» **STATED PROBLEM**:
In the material below, please retype the lines from the very first through the one with "import React from", exactly and without pictures.

» **GIVEN ENTRIES**:
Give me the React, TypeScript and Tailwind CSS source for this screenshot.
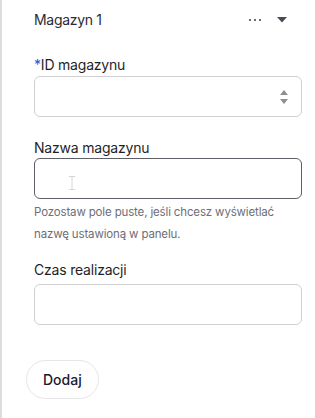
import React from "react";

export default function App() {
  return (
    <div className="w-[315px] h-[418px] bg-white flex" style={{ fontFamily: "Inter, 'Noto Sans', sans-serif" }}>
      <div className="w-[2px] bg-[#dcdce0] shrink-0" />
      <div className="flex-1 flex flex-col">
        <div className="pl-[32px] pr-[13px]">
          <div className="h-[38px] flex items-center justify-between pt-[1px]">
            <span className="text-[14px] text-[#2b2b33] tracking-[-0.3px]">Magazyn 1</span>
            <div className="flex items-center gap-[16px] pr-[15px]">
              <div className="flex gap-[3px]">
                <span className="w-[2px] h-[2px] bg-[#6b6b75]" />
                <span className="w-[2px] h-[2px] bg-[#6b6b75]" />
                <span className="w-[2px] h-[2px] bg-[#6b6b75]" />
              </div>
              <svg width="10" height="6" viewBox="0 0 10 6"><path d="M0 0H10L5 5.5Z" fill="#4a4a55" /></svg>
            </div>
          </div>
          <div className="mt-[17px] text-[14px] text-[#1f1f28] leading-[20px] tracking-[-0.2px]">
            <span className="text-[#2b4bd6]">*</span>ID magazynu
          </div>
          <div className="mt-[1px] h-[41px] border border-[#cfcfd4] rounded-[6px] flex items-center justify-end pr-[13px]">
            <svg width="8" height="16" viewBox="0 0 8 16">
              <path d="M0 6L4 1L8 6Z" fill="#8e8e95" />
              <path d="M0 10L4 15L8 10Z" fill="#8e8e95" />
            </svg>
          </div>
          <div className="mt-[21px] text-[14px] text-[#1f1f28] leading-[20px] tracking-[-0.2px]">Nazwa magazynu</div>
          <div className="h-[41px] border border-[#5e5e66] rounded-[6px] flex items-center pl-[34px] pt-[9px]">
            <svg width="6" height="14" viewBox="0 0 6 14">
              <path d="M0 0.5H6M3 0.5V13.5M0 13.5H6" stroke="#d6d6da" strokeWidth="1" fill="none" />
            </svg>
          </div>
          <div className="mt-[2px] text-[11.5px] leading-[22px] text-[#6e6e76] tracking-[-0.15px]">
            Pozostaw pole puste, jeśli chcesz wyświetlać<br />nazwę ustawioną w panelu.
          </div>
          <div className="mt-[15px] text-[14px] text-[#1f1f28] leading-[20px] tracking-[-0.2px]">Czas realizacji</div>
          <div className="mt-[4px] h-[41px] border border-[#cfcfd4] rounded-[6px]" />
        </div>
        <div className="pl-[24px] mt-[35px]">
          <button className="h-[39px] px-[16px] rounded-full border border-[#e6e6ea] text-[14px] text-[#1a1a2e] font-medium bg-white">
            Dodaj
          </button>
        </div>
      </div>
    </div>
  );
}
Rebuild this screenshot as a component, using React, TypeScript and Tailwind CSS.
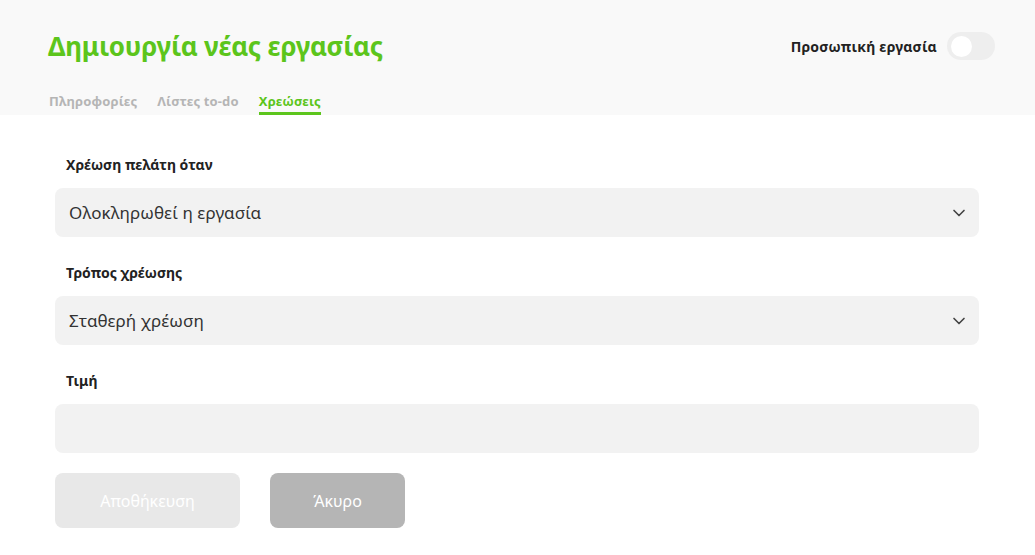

» **RESULT OF THE TASK**:
Give me the React, TypeScript and Tailwind CSS source for this screenshot.
import React from "react";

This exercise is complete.